PROBLEM TO WORK ON:
From the entries that follow, list every line in which the string "picture" appears.

DATA SECTION:
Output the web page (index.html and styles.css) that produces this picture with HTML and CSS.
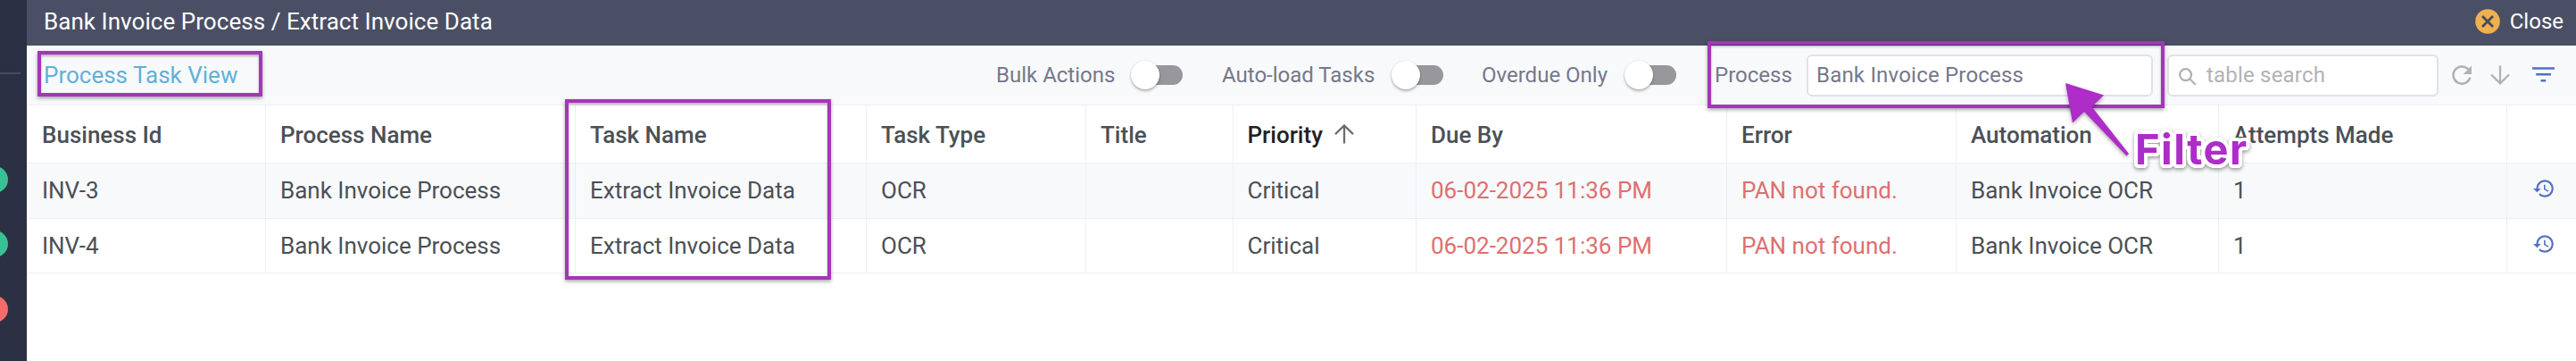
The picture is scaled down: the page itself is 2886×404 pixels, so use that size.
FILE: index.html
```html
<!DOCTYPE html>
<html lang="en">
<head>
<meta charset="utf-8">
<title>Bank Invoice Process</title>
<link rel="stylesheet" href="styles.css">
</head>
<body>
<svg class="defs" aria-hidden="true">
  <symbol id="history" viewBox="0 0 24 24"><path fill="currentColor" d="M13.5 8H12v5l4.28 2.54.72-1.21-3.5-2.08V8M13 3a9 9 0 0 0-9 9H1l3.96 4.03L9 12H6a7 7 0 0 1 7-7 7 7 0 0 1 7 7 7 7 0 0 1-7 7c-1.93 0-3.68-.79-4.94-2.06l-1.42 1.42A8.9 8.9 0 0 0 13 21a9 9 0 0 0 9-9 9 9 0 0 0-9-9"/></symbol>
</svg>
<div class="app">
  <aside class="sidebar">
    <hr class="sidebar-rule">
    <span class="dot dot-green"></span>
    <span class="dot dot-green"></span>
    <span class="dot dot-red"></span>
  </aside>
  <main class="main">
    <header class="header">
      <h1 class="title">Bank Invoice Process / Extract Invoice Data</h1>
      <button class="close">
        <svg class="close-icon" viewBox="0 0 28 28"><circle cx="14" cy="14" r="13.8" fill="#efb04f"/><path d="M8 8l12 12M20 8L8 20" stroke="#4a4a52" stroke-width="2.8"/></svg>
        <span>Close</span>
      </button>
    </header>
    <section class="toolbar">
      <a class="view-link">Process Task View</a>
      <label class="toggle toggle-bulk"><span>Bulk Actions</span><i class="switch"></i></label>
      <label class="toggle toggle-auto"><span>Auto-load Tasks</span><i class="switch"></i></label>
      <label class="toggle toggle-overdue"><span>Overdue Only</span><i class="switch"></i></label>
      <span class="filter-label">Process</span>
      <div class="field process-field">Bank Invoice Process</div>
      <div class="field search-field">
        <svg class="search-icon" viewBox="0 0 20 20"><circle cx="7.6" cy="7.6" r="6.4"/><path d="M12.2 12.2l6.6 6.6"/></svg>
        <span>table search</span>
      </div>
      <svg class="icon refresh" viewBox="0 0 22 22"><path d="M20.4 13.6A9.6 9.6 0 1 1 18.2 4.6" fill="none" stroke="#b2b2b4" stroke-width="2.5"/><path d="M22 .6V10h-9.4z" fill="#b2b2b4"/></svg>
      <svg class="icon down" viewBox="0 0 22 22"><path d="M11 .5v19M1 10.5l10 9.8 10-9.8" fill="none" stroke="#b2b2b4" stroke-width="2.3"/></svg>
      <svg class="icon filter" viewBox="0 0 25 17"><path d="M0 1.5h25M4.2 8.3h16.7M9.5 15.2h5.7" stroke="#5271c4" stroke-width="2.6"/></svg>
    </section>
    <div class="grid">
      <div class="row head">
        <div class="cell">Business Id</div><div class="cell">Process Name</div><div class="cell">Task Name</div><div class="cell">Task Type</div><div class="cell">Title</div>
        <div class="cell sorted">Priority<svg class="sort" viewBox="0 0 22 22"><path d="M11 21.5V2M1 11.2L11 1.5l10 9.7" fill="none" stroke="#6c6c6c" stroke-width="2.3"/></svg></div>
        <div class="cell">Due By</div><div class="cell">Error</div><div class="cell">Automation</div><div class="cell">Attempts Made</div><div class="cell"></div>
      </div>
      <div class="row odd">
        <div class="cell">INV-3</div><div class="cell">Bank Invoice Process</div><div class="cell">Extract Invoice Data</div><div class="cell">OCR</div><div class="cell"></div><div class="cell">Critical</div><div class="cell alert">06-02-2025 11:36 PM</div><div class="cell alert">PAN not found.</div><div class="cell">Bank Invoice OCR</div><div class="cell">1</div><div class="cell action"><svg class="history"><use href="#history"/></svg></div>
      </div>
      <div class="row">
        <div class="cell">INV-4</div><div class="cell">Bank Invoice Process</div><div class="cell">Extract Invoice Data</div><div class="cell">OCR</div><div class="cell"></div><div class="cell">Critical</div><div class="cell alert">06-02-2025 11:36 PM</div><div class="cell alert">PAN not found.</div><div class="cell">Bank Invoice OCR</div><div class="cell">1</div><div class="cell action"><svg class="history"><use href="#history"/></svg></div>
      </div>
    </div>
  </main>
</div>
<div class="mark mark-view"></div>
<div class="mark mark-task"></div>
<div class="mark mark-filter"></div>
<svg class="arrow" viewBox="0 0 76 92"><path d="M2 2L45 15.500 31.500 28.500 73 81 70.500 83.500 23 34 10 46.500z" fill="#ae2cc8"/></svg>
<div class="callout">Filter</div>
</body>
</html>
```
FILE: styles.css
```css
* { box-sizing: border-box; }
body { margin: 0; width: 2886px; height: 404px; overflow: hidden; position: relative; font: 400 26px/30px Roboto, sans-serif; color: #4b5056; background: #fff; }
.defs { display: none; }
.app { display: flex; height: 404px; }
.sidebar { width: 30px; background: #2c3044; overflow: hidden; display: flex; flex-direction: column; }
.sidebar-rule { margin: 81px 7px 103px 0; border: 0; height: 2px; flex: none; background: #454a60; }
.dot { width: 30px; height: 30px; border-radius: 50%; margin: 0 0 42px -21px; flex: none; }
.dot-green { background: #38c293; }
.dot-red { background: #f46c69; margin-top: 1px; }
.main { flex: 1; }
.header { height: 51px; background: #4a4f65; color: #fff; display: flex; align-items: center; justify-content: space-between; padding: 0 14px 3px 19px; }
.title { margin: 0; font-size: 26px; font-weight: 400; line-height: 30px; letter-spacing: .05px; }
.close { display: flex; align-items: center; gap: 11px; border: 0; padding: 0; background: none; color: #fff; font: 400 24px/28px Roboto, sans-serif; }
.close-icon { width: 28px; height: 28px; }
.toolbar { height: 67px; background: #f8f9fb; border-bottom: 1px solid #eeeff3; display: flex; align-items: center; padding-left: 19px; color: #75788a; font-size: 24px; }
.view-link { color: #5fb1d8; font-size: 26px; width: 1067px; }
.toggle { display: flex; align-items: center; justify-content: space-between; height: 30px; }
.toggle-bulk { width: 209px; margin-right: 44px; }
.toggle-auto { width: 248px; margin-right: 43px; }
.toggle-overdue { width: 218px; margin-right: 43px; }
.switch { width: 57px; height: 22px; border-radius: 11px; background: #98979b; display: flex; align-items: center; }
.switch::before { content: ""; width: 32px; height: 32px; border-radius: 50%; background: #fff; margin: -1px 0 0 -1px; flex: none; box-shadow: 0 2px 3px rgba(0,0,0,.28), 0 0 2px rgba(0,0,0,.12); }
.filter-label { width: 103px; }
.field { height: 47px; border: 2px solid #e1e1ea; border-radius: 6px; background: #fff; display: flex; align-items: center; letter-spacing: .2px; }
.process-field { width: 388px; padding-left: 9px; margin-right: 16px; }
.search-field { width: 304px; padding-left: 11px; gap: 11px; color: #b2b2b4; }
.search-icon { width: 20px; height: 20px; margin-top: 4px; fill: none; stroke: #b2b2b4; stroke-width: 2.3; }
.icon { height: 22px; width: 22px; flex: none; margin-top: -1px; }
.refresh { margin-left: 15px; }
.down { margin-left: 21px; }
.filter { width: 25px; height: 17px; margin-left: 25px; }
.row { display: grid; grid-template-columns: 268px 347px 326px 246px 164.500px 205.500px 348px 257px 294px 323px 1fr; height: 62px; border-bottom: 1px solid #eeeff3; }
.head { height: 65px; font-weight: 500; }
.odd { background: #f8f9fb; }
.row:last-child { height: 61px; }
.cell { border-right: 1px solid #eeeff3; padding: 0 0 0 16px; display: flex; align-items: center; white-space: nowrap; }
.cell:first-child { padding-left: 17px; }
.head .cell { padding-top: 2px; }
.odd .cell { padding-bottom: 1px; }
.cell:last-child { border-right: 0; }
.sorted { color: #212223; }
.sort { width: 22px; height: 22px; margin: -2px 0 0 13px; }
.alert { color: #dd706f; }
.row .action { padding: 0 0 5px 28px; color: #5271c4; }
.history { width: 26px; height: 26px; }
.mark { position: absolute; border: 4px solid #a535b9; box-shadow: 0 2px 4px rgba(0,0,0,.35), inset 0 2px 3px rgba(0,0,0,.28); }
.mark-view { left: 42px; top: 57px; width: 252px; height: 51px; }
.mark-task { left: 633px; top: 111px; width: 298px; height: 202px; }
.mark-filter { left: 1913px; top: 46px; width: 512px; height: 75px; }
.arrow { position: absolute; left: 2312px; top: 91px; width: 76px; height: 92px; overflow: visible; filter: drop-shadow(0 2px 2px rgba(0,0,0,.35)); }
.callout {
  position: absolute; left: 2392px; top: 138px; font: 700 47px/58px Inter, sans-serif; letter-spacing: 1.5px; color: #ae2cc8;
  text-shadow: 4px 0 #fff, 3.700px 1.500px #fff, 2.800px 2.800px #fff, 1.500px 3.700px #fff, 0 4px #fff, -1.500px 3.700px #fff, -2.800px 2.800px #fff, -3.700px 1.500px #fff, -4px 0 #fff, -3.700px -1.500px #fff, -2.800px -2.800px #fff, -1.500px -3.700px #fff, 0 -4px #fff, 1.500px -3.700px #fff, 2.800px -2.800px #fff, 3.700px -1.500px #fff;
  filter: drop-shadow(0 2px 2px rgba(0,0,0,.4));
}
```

* * *

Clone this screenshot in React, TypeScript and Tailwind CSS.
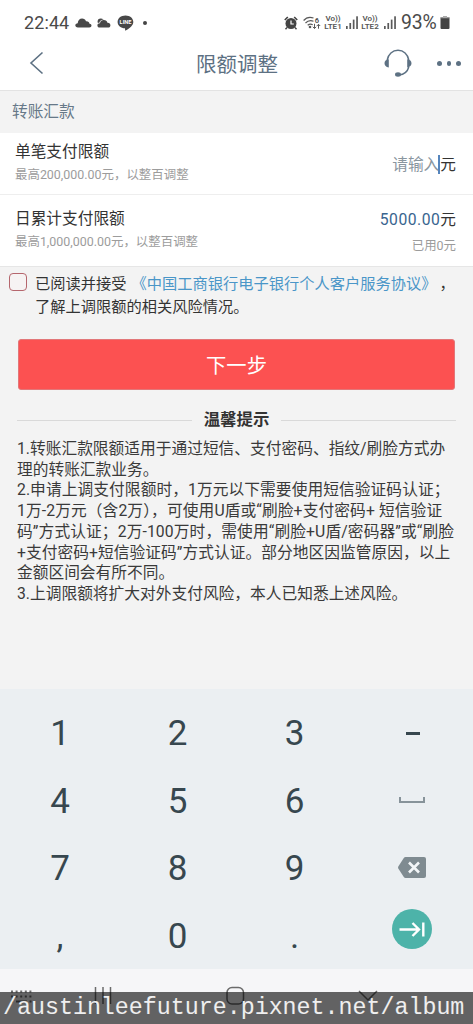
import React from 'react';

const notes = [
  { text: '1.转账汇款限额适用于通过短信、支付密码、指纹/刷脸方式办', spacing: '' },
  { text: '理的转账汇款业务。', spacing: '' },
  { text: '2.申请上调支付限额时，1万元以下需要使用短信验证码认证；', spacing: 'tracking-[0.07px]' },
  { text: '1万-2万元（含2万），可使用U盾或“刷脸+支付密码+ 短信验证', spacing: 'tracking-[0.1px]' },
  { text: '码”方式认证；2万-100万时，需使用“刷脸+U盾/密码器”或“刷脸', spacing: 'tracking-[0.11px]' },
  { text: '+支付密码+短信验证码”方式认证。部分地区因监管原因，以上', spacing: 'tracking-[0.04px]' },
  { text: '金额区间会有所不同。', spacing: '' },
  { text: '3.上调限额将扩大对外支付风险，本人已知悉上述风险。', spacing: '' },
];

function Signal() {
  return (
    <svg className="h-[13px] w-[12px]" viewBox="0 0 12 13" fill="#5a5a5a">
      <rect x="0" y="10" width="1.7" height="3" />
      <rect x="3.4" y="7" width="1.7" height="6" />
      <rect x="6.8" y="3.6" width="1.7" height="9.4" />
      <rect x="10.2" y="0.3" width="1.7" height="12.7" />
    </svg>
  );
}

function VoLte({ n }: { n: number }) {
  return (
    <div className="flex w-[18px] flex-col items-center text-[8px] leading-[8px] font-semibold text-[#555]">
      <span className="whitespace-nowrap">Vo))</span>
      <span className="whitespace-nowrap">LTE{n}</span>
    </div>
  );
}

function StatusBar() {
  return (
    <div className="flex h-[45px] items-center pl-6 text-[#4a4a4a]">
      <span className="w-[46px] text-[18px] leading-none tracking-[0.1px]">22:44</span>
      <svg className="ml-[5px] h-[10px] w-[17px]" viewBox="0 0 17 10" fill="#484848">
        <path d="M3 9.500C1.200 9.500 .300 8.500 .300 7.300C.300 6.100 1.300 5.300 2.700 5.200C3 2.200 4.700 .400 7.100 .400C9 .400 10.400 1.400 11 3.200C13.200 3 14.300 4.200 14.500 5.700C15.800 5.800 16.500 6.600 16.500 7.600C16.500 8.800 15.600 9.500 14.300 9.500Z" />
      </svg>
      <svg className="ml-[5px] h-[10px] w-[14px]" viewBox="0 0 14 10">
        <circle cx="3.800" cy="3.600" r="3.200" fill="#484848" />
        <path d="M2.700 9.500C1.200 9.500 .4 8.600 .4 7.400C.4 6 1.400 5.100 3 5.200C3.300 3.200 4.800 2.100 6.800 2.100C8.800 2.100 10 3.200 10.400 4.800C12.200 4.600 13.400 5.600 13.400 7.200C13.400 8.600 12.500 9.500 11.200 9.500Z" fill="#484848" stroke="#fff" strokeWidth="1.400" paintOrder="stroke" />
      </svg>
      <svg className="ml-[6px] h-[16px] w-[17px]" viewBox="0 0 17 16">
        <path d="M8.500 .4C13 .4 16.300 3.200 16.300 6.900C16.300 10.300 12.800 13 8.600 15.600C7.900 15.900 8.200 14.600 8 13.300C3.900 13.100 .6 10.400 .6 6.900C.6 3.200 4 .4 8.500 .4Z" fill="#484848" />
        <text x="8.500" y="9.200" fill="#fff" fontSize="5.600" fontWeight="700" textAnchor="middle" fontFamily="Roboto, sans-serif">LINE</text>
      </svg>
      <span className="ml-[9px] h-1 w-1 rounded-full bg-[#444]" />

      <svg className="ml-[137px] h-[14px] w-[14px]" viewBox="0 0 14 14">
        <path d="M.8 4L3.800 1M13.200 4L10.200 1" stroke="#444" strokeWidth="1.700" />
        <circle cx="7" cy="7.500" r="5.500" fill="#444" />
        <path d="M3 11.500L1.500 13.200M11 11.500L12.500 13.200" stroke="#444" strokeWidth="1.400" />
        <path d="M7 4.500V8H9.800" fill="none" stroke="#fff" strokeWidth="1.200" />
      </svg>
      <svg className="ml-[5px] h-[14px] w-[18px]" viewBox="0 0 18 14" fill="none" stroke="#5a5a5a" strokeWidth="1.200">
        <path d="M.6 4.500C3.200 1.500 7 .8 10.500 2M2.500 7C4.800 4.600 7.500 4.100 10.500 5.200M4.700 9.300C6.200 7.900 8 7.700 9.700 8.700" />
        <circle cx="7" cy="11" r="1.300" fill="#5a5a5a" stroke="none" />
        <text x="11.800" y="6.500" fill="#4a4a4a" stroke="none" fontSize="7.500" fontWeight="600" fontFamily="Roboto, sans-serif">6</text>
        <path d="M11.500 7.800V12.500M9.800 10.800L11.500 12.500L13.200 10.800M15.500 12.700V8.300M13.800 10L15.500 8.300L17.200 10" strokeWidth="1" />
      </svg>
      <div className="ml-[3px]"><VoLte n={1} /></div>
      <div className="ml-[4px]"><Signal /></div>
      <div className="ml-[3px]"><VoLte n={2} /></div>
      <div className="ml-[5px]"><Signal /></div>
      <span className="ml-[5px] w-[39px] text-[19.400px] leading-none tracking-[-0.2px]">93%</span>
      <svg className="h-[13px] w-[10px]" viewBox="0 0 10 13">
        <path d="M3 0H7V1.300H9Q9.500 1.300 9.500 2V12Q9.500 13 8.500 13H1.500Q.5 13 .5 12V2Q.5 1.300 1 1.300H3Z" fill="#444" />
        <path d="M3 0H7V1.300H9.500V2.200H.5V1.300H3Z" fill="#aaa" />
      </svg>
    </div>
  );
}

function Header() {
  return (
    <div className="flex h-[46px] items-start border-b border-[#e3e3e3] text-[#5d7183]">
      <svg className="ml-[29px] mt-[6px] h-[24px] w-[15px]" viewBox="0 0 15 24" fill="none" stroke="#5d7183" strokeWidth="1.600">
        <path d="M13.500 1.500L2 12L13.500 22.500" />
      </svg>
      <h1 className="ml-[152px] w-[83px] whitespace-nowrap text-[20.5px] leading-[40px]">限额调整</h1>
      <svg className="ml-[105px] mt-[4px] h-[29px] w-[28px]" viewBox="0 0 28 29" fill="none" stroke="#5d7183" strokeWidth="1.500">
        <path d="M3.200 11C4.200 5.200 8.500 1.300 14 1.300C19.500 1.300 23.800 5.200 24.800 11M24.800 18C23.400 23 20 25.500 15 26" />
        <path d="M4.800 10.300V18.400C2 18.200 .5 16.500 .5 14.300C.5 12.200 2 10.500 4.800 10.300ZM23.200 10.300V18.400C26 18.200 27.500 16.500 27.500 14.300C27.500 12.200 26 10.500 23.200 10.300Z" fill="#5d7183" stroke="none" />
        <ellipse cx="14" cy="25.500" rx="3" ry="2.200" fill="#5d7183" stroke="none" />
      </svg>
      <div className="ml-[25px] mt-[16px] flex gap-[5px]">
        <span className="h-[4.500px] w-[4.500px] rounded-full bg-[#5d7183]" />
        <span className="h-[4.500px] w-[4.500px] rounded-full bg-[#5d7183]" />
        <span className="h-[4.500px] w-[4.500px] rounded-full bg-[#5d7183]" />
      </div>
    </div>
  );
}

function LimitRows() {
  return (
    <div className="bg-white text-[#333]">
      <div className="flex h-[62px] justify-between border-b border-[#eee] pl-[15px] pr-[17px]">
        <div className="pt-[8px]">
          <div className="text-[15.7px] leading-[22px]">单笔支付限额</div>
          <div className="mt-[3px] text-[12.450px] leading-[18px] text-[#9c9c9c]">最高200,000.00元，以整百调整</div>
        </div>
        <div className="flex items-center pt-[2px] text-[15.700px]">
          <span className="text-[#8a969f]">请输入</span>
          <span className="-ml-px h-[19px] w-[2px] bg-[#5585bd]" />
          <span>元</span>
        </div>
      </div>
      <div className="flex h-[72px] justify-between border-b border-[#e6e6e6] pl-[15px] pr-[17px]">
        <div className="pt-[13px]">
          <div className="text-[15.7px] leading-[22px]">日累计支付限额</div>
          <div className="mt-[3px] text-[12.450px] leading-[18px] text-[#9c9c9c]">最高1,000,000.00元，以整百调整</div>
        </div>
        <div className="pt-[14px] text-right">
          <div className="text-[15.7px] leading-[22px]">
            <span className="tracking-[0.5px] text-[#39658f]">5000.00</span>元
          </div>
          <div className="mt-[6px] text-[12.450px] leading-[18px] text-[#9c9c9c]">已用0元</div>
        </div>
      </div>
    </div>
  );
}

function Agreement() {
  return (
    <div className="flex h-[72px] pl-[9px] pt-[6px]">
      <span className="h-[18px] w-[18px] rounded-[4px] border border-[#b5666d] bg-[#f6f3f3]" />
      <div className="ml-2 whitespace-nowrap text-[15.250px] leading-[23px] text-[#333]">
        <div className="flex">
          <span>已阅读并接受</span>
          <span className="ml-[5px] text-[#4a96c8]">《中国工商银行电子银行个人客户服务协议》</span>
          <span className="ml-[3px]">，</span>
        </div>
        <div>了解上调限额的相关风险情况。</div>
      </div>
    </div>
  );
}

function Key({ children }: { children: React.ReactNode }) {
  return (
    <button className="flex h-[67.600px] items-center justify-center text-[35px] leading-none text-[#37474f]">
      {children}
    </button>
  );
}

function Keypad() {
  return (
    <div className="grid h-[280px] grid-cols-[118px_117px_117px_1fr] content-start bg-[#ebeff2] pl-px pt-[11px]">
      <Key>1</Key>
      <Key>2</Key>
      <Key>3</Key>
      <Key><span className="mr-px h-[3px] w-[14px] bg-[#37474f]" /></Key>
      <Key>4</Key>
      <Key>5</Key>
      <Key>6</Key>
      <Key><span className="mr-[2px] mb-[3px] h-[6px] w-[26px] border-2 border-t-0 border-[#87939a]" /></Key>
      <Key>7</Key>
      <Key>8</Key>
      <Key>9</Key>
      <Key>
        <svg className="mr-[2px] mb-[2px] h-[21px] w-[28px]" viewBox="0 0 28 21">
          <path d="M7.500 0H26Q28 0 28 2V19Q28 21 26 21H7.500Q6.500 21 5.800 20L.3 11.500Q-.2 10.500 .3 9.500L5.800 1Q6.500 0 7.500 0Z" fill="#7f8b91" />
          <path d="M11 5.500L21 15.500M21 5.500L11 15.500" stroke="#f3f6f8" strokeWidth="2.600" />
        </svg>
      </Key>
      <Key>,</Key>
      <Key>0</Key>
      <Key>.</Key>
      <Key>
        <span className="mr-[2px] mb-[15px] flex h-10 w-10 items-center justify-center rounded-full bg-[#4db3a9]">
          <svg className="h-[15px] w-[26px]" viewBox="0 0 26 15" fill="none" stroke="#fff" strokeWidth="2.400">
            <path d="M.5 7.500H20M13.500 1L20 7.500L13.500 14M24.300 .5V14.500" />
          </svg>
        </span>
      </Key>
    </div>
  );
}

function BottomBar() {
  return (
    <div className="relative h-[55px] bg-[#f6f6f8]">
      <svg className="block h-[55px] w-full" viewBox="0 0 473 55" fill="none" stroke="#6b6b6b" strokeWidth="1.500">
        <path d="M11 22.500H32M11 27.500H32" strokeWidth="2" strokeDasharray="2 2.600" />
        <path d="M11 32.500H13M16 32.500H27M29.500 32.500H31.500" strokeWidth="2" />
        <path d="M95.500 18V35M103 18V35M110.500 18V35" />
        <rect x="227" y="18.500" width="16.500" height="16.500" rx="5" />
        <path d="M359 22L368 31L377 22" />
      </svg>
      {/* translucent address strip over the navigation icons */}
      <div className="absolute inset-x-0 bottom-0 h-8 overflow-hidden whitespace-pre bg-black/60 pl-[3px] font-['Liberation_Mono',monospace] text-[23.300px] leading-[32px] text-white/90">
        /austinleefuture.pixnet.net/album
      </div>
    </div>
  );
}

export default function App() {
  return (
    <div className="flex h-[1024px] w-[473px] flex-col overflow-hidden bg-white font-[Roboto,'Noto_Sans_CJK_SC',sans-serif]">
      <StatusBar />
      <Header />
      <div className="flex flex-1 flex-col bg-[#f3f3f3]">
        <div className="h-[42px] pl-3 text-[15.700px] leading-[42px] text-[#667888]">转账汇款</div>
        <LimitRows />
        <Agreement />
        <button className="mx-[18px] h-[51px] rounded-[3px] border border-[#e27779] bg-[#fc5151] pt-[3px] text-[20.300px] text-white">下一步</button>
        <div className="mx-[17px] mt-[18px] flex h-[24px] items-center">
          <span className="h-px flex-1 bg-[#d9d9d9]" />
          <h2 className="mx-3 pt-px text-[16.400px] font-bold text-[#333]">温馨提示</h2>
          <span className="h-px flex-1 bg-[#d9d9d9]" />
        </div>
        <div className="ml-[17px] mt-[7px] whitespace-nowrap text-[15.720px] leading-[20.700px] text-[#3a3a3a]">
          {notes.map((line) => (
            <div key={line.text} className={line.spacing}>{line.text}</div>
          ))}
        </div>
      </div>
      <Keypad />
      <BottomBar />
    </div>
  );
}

WRITTEN ANSWER:
Output the web page (index.html and styles.css) that produces this picture with HTML and CSS.
The picture is scaled down: the page itself is 2886×404 pixels, so use that size.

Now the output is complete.